SUPPLIED DATA
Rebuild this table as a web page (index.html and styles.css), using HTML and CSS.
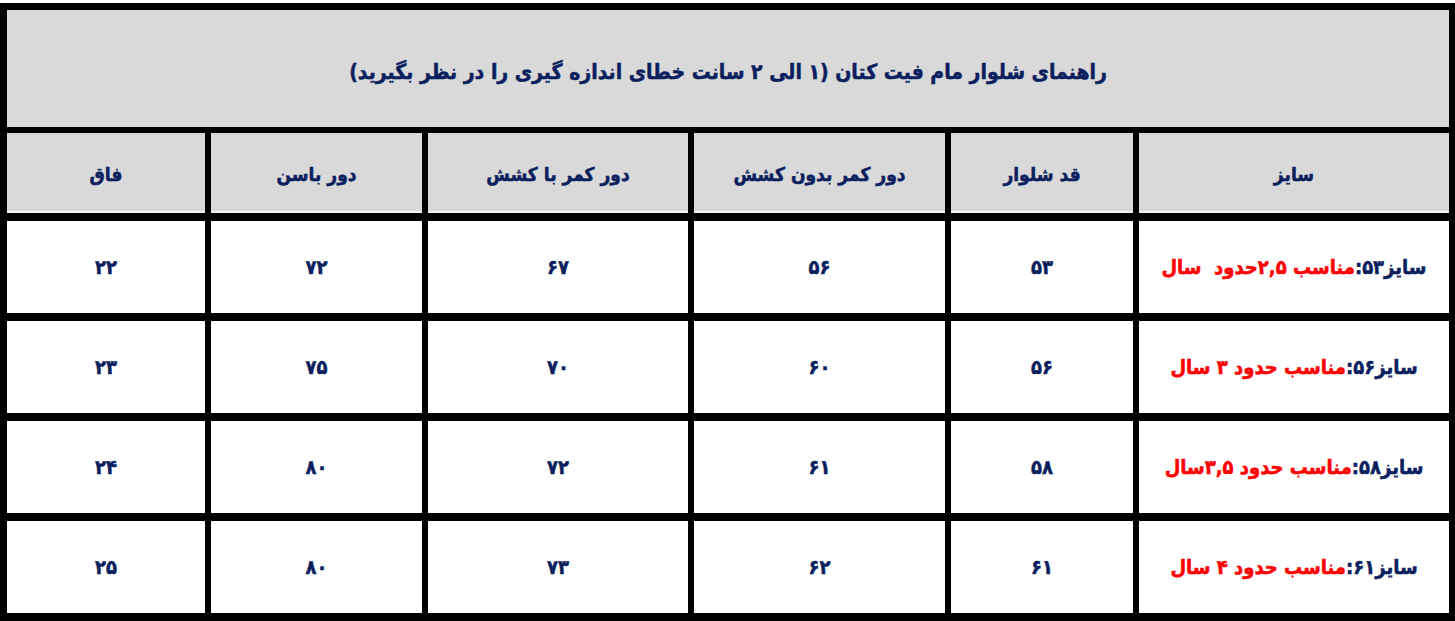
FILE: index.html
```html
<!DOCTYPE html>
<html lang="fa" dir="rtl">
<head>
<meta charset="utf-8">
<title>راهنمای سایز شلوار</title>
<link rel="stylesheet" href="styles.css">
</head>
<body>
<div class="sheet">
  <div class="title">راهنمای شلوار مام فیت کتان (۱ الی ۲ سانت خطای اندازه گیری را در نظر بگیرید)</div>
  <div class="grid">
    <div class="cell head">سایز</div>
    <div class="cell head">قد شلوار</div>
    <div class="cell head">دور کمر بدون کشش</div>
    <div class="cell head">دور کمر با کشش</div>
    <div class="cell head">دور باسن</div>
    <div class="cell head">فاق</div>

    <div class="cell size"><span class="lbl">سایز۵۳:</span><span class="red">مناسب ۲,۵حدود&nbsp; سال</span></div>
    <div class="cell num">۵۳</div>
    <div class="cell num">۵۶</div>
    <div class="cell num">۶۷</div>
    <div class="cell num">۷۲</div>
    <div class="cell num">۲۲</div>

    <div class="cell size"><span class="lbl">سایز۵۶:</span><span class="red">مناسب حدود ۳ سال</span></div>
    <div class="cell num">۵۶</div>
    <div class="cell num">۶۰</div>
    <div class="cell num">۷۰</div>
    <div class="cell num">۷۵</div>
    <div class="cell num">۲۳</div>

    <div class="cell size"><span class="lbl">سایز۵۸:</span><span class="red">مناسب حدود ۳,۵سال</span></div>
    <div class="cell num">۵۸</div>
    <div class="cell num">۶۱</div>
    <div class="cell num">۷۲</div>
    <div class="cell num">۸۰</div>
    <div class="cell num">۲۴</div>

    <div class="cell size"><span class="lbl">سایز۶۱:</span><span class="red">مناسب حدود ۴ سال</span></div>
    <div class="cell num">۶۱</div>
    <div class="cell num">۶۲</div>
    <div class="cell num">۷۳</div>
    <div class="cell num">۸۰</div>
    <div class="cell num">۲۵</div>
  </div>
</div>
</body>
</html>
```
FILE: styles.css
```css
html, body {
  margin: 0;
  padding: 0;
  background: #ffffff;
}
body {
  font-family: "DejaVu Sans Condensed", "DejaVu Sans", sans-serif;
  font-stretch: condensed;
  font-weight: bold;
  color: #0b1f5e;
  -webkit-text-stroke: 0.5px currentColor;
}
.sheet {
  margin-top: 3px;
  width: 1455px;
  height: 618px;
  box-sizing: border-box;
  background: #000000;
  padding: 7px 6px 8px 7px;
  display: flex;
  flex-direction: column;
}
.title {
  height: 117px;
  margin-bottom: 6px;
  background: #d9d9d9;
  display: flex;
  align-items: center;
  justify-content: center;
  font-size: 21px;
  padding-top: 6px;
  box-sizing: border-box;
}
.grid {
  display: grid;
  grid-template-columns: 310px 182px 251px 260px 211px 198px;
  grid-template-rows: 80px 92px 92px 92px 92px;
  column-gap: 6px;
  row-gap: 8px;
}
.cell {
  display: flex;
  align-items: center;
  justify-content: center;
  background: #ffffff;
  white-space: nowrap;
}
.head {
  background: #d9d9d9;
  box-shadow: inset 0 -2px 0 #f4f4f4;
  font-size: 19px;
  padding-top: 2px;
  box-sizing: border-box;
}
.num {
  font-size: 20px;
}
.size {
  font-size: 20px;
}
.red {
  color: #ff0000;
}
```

THE TASK
Copy all the data exactly as written, but skip any picture.

COMPLETED TASK
Rebuild this table as a web page (index.html and styles.css), using HTML and CSS.
FILE: index.html
```html
<!DOCTYPE html>
<html lang="fa" dir="rtl">
<head>
<meta charset="utf-8">
<title>راهنمای سایز شلوار</title>
<link rel="stylesheet" href="styles.css">
</head>
<body>
<div class="sheet">
  <div class="title">راهنمای شلوار مام فیت کتان (۱ الی ۲ سانت خطای اندازه گیری را در نظر بگیرید)</div>
  <div class="grid">
    <div class="cell head">سایز</div>
    <div class="cell head">قد شلوار</div>
    <div class="cell head">دور کمر بدون کشش</div>
    <div class="cell head">دور کمر با کشش</div>
    <div class="cell head">دور باسن</div>
    <div class="cell head">فاق</div>

    <div class="cell size"><span class="lbl">سایز۵۳:</span><span class="red">مناسب ۲,۵حدود&nbsp; سال</span></div>
    <div class="cell num">۵۳</div>
    <div class="cell num">۵۶</div>
    <div class="cell num">۶۷</div>
    <div class="cell num">۷۲</div>
    <div class="cell num">۲۲</div>

    <div class="cell size"><span class="lbl">سایز۵۶:</span><span class="red">مناسب حدود ۳ سال</span></div>
    <div class="cell num">۵۶</div>
    <div class="cell num">۶۰</div>
    <div class="cell num">۷۰</div>
    <div class="cell num">۷۵</div>
    <div class="cell num">۲۳</div>

    <div class="cell size"><span class="lbl">سایز۵۸:</span><span class="red">مناسب حدود ۳,۵سال</span></div>
    <div class="cell num">۵۸</div>
    <div class="cell num">۶۱</div>
    <div class="cell num">۷۲</div>
    <div class="cell num">۸۰</div>
    <div class="cell num">۲۴</div>

    <div class="cell size"><span class="lbl">سایز۶۱:</span><span class="red">مناسب حدود ۴ سال</span></div>
    <div class="cell num">۶۱</div>
    <div class="cell num">۶۲</div>
    <div class="cell num">۷۳</div>
    <div class="cell num">۸۰</div>
    <div class="cell num">۲۵</div>
  </div>
</div>
</body>
</html>
```
FILE: styles.css
```css
html, body {
  margin: 0;
  padding: 0;
  background: #ffffff;
}
body {
  font-family: "DejaVu Sans Condensed", "DejaVu Sans", sans-serif;
  font-stretch: condensed;
  font-weight: bold;
  color: #0b1f5e;
  -webkit-text-stroke: 0.5px currentColor;
}
.sheet {
  margin-top: 3px;
  width: 1455px;
  height: 618px;
  box-sizing: border-box;
  background: #000000;
  padding: 7px 6px 8px 7px;
  display: flex;
  flex-direction: column;
}
.title {
  height: 117px;
  margin-bottom: 6px;
  background: #d9d9d9;
  display: flex;
  align-items: center;
  justify-content: center;
  font-size: 21px;
  padding-top: 6px;
  box-sizing: border-box;
}
.grid {
  display: grid;
  grid-template-columns: 310px 182px 251px 260px 211px 198px;
  grid-template-rows: 80px 92px 92px 92px 92px;
  column-gap: 6px;
  row-gap: 8px;
}
.cell {
  display: flex;
  align-items: center;
  justify-content: center;
  background: #ffffff;
  white-space: nowrap;
}
.head {
  background: #d9d9d9;
  box-shadow: inset 0 -2px 0 #f4f4f4;
  font-size: 19px;
  padding-top: 2px;
  box-sizing: border-box;
}
.num {
  font-size: 20px;
}
.size {
  font-size: 20px;
}
.red {
  color: #ff0000;
}
```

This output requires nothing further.